What is needed -> Collect all lines below with the string "this".

Given data ->
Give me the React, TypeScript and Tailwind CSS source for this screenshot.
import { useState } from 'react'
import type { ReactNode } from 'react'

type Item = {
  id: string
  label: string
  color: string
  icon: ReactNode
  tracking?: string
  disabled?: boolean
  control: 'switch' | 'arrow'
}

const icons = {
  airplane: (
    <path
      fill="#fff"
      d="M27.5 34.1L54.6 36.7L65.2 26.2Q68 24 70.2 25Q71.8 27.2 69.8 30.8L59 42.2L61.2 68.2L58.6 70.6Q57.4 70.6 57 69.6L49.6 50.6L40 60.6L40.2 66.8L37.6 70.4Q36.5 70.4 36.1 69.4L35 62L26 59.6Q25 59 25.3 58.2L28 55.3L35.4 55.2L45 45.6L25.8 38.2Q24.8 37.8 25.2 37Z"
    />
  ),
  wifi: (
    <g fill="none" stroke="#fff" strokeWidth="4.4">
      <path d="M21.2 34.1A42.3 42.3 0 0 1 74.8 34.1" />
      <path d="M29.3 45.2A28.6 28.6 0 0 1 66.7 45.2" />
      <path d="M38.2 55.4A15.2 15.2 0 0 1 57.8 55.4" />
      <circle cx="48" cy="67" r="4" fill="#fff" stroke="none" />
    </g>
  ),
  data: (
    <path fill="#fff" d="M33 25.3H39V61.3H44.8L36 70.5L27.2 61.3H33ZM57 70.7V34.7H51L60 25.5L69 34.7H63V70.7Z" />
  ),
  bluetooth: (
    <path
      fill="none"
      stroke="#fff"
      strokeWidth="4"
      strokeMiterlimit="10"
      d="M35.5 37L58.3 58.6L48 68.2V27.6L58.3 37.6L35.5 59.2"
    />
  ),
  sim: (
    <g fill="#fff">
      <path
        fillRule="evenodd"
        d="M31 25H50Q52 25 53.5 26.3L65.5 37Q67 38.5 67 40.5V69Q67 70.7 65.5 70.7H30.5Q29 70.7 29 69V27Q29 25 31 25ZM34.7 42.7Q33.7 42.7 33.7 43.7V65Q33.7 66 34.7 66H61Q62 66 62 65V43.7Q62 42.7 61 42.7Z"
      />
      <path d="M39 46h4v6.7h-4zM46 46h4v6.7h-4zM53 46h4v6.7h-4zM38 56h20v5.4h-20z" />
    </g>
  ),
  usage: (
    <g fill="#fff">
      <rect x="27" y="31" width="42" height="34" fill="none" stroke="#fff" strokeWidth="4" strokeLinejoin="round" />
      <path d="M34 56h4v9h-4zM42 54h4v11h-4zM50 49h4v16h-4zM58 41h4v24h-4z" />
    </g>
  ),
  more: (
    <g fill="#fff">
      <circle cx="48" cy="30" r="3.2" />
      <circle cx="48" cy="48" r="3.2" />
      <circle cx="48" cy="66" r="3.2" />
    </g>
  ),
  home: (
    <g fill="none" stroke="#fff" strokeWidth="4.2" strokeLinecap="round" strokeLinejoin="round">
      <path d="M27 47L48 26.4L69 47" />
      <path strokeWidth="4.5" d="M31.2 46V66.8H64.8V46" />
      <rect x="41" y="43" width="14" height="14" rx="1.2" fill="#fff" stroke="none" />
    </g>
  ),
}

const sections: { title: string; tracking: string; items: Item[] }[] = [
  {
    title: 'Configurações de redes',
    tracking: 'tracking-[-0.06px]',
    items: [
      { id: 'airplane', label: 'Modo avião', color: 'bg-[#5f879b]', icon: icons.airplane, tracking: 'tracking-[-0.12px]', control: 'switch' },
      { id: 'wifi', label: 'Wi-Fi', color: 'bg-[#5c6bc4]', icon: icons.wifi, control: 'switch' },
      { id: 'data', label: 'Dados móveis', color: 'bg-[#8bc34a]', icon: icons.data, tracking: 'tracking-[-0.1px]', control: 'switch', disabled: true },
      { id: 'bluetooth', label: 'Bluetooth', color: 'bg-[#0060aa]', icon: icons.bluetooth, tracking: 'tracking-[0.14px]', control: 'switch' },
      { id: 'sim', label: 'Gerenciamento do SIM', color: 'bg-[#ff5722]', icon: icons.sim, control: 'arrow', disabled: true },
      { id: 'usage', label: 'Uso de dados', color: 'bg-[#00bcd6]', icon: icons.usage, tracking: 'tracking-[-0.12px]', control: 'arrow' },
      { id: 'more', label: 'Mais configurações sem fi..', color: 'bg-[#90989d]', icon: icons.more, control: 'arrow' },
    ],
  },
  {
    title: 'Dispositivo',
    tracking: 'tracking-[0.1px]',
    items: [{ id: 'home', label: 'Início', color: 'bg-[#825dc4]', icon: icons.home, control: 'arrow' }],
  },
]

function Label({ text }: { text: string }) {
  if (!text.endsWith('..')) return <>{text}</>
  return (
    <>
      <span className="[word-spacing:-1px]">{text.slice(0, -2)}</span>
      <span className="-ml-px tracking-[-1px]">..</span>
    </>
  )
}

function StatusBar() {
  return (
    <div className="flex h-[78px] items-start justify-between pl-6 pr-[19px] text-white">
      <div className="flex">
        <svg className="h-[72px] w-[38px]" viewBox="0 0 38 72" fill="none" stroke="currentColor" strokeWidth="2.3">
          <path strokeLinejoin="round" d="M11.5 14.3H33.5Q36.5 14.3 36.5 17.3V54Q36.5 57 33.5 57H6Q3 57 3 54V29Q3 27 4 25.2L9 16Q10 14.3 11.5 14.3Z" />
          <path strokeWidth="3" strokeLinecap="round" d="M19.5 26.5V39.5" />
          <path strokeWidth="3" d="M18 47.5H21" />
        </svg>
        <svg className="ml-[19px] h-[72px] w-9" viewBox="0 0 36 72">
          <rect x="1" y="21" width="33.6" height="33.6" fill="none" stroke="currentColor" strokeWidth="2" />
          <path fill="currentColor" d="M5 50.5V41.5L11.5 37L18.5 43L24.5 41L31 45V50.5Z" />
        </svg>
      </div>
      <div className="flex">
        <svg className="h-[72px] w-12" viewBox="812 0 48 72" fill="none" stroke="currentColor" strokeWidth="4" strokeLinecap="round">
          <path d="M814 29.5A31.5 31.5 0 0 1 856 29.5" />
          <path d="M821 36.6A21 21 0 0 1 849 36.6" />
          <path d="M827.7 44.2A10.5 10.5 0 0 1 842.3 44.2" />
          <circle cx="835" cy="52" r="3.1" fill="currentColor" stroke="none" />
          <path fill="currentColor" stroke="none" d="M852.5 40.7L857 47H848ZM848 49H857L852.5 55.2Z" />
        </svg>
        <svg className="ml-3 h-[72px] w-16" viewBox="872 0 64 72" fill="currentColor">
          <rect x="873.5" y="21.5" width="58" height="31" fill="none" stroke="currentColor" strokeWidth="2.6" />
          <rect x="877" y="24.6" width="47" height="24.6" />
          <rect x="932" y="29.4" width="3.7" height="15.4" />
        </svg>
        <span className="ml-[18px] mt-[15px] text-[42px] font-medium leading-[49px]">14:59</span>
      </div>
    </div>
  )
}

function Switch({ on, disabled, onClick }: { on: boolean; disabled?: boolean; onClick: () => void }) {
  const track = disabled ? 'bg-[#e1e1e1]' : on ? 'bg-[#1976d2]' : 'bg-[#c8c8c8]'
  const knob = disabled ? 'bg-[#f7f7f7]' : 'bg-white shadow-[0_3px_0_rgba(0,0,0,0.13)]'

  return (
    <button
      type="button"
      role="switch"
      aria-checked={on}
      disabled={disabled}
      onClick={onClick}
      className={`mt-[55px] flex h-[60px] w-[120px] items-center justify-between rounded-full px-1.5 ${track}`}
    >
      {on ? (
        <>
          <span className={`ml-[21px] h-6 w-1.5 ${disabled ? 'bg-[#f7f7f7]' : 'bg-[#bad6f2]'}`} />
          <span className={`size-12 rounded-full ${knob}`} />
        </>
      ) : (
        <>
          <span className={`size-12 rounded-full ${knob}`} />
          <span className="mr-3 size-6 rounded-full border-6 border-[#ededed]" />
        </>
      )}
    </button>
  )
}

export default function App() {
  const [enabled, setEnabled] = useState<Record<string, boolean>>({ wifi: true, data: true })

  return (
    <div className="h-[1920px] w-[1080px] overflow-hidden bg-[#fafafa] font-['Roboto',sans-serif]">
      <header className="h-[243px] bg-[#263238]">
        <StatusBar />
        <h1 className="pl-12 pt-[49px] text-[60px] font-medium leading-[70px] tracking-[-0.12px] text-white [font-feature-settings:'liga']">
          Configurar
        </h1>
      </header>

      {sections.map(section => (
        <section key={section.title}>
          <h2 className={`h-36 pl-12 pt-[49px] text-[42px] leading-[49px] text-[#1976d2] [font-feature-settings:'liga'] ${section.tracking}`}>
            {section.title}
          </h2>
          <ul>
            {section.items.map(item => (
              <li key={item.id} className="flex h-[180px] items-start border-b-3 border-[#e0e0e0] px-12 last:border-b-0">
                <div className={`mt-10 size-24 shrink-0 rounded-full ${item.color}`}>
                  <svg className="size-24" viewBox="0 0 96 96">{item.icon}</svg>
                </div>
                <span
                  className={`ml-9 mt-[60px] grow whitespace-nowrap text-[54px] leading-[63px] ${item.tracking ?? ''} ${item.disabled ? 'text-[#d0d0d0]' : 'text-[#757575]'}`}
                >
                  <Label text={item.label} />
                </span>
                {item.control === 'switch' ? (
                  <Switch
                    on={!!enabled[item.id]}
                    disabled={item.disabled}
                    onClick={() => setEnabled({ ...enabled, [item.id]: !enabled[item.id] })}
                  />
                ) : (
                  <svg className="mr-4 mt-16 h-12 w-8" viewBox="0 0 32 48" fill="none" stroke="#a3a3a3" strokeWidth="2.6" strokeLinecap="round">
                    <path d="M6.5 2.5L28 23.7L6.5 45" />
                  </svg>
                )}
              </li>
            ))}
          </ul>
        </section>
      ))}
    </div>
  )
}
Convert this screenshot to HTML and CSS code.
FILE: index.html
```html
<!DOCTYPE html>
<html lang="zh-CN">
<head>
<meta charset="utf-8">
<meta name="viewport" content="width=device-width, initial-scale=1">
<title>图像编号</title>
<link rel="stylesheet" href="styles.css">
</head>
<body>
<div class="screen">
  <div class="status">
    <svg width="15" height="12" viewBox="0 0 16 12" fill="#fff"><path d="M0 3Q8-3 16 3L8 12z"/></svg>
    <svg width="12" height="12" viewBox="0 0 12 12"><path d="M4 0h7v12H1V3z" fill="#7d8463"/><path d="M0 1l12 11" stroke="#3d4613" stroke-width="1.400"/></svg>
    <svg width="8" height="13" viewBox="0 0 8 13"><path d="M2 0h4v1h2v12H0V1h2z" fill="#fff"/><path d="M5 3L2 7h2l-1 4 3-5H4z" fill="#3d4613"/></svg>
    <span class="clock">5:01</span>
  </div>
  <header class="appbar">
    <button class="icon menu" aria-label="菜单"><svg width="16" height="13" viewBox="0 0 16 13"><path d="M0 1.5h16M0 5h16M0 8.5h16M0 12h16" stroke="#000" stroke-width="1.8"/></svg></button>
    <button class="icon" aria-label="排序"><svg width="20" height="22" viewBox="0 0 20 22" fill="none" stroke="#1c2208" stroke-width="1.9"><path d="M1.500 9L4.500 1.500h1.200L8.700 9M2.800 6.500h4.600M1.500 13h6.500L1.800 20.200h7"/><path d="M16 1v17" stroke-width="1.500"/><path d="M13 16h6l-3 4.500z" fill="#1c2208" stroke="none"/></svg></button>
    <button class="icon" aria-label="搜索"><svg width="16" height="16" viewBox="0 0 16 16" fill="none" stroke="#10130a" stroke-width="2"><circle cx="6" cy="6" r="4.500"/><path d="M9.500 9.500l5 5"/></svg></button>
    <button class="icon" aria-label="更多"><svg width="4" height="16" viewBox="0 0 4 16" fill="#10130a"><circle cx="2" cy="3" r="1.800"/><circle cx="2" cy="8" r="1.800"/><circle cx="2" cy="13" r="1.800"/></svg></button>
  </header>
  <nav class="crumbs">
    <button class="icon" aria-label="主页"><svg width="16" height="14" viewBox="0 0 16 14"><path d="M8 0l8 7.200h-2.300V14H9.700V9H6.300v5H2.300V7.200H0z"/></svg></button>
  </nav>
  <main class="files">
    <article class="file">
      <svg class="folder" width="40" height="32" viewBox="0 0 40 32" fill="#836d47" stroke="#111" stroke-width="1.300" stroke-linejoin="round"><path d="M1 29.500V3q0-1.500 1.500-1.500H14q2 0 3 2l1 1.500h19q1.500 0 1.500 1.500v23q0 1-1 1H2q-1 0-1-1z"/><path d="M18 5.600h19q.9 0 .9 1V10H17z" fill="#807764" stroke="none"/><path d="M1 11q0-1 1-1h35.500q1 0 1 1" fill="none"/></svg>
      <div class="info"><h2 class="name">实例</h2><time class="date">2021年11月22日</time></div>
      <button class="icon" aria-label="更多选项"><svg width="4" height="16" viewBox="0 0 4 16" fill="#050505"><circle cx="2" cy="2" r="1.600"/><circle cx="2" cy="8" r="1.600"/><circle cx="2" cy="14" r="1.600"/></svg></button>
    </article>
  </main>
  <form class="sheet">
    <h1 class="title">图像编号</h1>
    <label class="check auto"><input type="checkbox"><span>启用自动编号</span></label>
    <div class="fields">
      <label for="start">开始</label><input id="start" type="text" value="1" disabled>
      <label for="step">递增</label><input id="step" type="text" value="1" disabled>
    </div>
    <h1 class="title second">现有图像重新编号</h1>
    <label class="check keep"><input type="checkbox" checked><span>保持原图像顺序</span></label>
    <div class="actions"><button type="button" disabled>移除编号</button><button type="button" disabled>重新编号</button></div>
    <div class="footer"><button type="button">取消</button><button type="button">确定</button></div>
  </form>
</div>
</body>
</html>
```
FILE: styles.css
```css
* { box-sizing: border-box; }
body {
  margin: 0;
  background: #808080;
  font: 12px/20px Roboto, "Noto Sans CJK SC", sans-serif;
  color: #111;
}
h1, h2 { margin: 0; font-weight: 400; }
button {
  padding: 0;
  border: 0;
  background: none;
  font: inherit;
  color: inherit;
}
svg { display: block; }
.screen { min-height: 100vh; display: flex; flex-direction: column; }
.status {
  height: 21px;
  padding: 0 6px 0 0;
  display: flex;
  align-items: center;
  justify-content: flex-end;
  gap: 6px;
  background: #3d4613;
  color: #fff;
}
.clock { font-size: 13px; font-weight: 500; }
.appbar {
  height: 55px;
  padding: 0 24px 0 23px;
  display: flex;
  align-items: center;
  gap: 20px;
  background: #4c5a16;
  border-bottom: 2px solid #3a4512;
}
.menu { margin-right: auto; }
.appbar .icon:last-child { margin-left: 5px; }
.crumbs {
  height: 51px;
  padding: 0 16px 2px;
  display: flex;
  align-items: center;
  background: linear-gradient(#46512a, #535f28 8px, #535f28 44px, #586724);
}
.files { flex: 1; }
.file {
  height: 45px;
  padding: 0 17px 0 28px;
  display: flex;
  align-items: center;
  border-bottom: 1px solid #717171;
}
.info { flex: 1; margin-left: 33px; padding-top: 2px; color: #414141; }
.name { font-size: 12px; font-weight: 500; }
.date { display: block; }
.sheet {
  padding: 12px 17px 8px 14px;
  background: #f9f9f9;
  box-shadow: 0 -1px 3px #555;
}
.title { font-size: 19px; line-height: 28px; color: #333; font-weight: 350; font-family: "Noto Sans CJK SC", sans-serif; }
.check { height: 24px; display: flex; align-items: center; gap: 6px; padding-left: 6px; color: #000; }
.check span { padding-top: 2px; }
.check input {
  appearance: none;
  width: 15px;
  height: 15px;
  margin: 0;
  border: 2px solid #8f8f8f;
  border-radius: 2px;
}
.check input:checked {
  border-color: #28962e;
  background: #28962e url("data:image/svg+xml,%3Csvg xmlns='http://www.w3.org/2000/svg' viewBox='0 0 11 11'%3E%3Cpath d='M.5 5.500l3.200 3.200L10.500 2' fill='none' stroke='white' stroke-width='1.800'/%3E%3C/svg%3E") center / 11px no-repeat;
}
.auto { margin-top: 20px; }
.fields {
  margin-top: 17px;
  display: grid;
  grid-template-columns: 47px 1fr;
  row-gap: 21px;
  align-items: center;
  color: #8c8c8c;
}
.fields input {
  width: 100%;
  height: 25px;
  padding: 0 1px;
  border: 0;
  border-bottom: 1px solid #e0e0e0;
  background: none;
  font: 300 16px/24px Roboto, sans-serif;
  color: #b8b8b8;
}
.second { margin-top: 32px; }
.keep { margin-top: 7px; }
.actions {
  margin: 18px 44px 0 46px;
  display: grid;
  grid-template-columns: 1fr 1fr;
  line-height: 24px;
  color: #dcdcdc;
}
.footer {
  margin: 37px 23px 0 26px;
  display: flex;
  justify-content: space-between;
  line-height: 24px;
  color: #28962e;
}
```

Correct output ->
Give me the React, TypeScript and Tailwind CSS source for this screenshot.
Convert this screenshot to HTML and CSS code.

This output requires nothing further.